DATA SEGMENT:

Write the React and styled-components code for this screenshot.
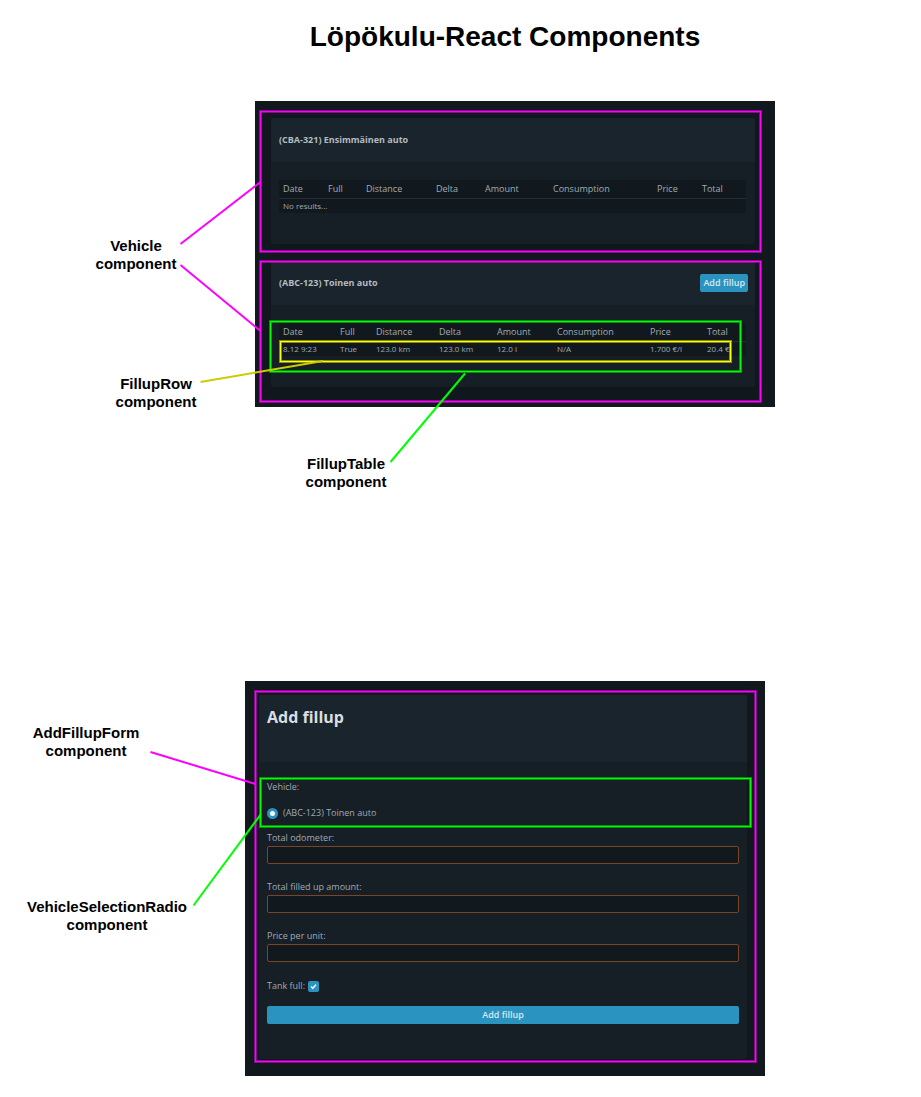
import React from "react";
import styled, { createGlobalStyle } from "styled-components";

const MAGENTA = "255, 0, 255";
const GREEN = "0, 255, 0";
const YELLOW = "255, 255, 0";

const GlobalStyle = createGlobalStyle`
  *, *::before, *::after { box-sizing: border-box; }
  body {
    margin: 0;
    background: #ffffff;
    color: #000000;
    font-family: "Liberation Sans", Arial, sans-serif;
  }
`;

const Page = styled.main`
  padding: 21px 0;
`;

const Title = styled.h1`
  margin: 0 0 48px;
  padding-left: 89px;
  font-size: 28px;
  line-height: 32px;
  text-align: center;
`;

const Diagram = styled.section`
  position: relative;
  padding: 0 ${(p) => p.$right}px ${(p) => p.$below || 0}px ${(p) => p.$left}px;
`;

/* Caption node on the diagram canvas, centred on its x coordinate. */
const Caption = styled.p`
  position: absolute;
  left: ${(p) => p.$x}px;
  top: ${(p) => p.$y}px;
  margin: 0;
  transform: translateX(-50%);
  font-size: 15px;
  font-weight: bold;
  line-height: 18px;
  text-align: center;
`;

const Connectors = styled.svg`
  position: absolute;
  left: 0;
  top: 0;
  overflow: visible;
  pointer-events: none;
  stroke-width: 2;
`;

/* Outline drawn over a component of the screen. */
const Outline = styled.span`
  position: absolute;
  inset: ${(p) => p.$inset};
  border: 1px solid rgb(${(p) => p.$rgb});
  box-shadow: 0 0 0 1px rgba(${(p) => p.$rgb}, 0.5),
    inset 0 0 0 1px rgba(${(p) => p.$rgb}, 0.5);
  pointer-events: none;
`;

const Screen = styled.div`
  position: relative;
  display: flex;
  flex-direction: column;
  gap: 17px;
  padding: ${(p) => p.$padding};
  background: #11191f;
  color: #a3abb0;
  font-family: "Open Sans", "Noto Sans", sans-serif;
  font-size: 9px;
  line-height: 14px;
`;

const Card = styled.article`
  position: relative;
  border-radius: 2px;
  background: #161e26;
  box-shadow: 0 2px 12px rgba(0, 0, 0, 0.15);
`;

const CardHeader = styled.header`
  display: flex;
  align-items: center;
  justify-content: space-between;
  min-height: 44px;
  padding: 0 7px 0 8px;
  border-radius: 2px 2px 0 0;
  background: #1a242c;
`;

const CardTitle = styled.h2`
  margin: 0;
  color: #b3bbc0;
  font-size: 9px;
  font-weight: 700;
  line-height: 14px;
`;

const FormHeader = styled.header`
  height: 67px;
  padding: 10px 8px;
  border-radius: 2px 2px 0 0;
  background: #1a242c;
`;

const FormTitle = styled.h2`
  margin: 0;
  color: #d8dee2;
  font-size: 16px;
  font-weight: 700;
  line-height: 24px;
`;

const Button = styled.button`
  height: 18px;
  padding: 0 3px;
  border: 0;
  border-radius: 2px;
  background: #2b93bf;
  color: #d5eaf3;
  font: inherit;
  font-weight: 600;
  line-height: 18px;
  white-space: nowrap;
`;

const WideButton = styled(Button)`
  display: block;
  width: 100%;
  margin-top: 12px;
`;

const TableArea = styled.div`
  position: relative;
  padding: 18px 9px 31px 8px;
`;

const Table = styled.table`
  width: 100%;
  table-layout: fixed;
  border-collapse: collapse;
  background: #11191f;
`;

const Col = styled.col`
  width: ${(p) => p.$width}px;
`;

const Th = styled.th`
  height: 18px;
  padding: 0 0 0 4px;
  border-bottom: 1px solid #1f2d37;
  font-weight: normal;
  line-height: 14px;
  text-align: left;
  white-space: nowrap;
`;

const Td = styled.td`
  height: 15px;
  padding: 0 0 0 4px;
  font-size: 8px;
  line-height: 14px;
  white-space: nowrap;
`;

const Form = styled.form`
  padding: 18px 8px 35px;
`;

const Fieldset = styled.fieldset`
  margin: 0 0 11px;
  padding: 0;
  border: 0;
`;

const Legend = styled.legend`
  margin-bottom: 12px;
  padding: 0;
`;

const RadioLabel = styled.label`
  display: flex;
  align-items: center;
  gap: 5px;
`;

const Radio = styled.input`
  appearance: none;
  width: 11px;
  height: 11px;
  margin: 0;
  border: 3px solid #2b93bf;
  border-radius: 50%;
  background: #ffffff;
`;

const Field = styled.label`
  display: block;
  margin-bottom: 16px;
`;

const TextInput = styled.input`
  display: block;
  width: 100%;
  height: 18px;
  margin: 1px 0 0;
  padding: 0 6px;
  border: 1px solid #7a4527;
  border-radius: 2px;
  outline: none;
  background: #11191f;
  color: inherit;
  font: inherit;
`;

const CheckLabel = styled.label`
  display: flex;
  align-items: center;
  gap: 3px;
  height: 16px;
`;

const CheckBox = styled.span`
  display: grid;
  place-items: center;

  > * { grid-area: 1 / 1; }
`;

const CheckInput = styled.input`
  appearance: none;
  width: 11px;
  height: 11px;
  margin: 0;
  border-radius: 2px;
  background: #2b93bf;
`;

const CheckMark = styled.svg`
  fill: none;
  stroke: #ffffff;
  stroke-width: 1.4;
  pointer-events: none;
`;

const HEADINGS = ["Date", "Full", "Distance", "Delta", "Amount", "Consumption", "Price", "Total"];

function FillupTable({ columns, rows }) {
  return (
    <Table>
      <colgroup>
        {columns.map((width, i) => (
          <Col key={i} $width={width} />
        ))}
      </colgroup>
      <thead>
        <tr>
          {HEADINGS.map((heading) => (
            <Th key={heading} scope="col">{heading}</Th>
          ))}
        </tr>
      </thead>
      <tbody>
        {rows.length === 0 && (
          <tr>
            <Td colSpan={HEADINGS.length}>No results...</Td>
          </tr>
        )}
        {rows.map((row) => (
          <tr key={row[0]}>
            {row.map((value, i) => (
              <Td key={i}>{value}</Td>
            ))}
          </tr>
        ))}
      </tbody>
    </Table>
  );
}

function Vehicle({ name, columns, rows, action, outline, children }) {
  return (
    <Card>
      <CardHeader>
        <CardTitle>{name}</CardTitle>
        {action && <Button type="button">{action}</Button>}
      </CardHeader>
      <TableArea>
        <FillupTable columns={columns} rows={rows} />
        {children}
      </TableArea>
      <Outline $rgb={MAGENTA} $inset={outline} />
    </Card>
  );
}

function AddFillupForm() {
  return (
    <Card>
      <FormHeader>
        <FormTitle>Add fillup</FormTitle>
      </FormHeader>
      <Form onSubmit={(e) => e.preventDefault()}>
        <Fieldset>
          <Legend>Vehicle:</Legend>
          <RadioLabel>
            <Radio type="radio" name="vehicle" defaultChecked />
            (ABC-123) Toinen auto
          </RadioLabel>
        </Fieldset>
        {["Total odometer:", "Total filled up amount:", "Price per unit:"].map((label) => (
          <Field key={label}>
            {label}
            <TextInput type="text" />
          </Field>
        ))}
        <CheckLabel>
          Tank full:
          <CheckBox>
            <CheckInput type="checkbox" defaultChecked />
            <CheckMark width="7" height="7" viewBox="0 0 7 7" aria-hidden="true">
              <path d="M1 3.6 L2.8 5.2 L6 1.8" />
            </CheckMark>
          </CheckBox>
        </CheckLabel>
        <WideButton type="submit">Add fillup</WideButton>
      </Form>
      <Outline $rgb={MAGENTA} $inset="-4px -9px -3px -4px" />
      <Outline $rgb={GREEN} $inset="83px -4px 232px 1px" />
    </Card>
  );
}

export default function App() {
  return (
    <>
      <GlobalStyle />
      <Page>
        <Title>Löpökulu-React Components</Title>

        <Diagram $left={255} $right={146} $below={274}>
          <Screen $padding="17px 20px 20px 16px">
            <Vehicle
              name="(CBA-321) Ensimmäinen auto"
              columns={[45, 38, 70, 49, 68, 104, 45, 48]}
              rows={[]}
              outline="-7px -6px -8px -11px"
            />
            <Vehicle
              name="(ABC-123) Toinen auto"
              columns={[57, 36, 63, 58, 60, 93, 57, 43]}
              rows={[["8.12 9:23", "True", "123.0 km", "123.0 km", "12.0 l", "N/A", "1.700 €/l", "20.4 €"]]}
              action="Add fillup"
              outline="0 -6px -15px -11px"
            >
              <Outline $rgb={GREEN} $inset="16px 14px 15px -1px" />
              <Outline $rgb={YELLOW} $inset="36px 24px 25px 9px" />
            </Vehicle>
          </Screen>
          <Caption $x={136} $y={136}>Vehicle<br />component</Caption>
          <Caption $x={156} $y={274}>FillupRow<br />component</Caption>
          <Caption $x={346} $y={354}>FillupTable<br />component</Caption>
          <Connectors width="1" height="1" aria-hidden="true">
            <path stroke="#ff00ff" d="M180.5 143 L260.5 81" />
            <path stroke="#ff00ff" d="M180.5 164 L260.5 230" />
            <path stroke="#cccc00" d="M200.5 281 L323 260" />
            <path stroke="#00ff00" d="M465 272.5 L390.5 361" />
          </Connectors>
        </Diagram>

        <Diagram $left={245} $right={156}>
          <Screen $padding="14px 18px 17px 14px">
            <AddFillupForm />
          </Screen>
          <Caption $x={86} $y={43}>AddFillupForm<br />component</Caption>
          <Caption $x={107} $y={217}>VehicleSelectionRadio<br />component</Caption>
          <Connectors width="1" height="1" aria-hidden="true">
            <path stroke="#ff00ff" d="M150.5 71 L255.5 103" />
            <path stroke="#00ff00" d="M193.5 224.5 L261 133" />
          </Connectors>
        </Diagram>
      </Page>
    </>
  );
}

GIVEN EXERCISE:
Which lines hold the word "React"? Copy all of them.

SOLUTION FOR THIS EXERCISE:
Write the React and styled-components code for this screenshot.
import React from "react";
        <Title>Löpökulu-React Components</Title>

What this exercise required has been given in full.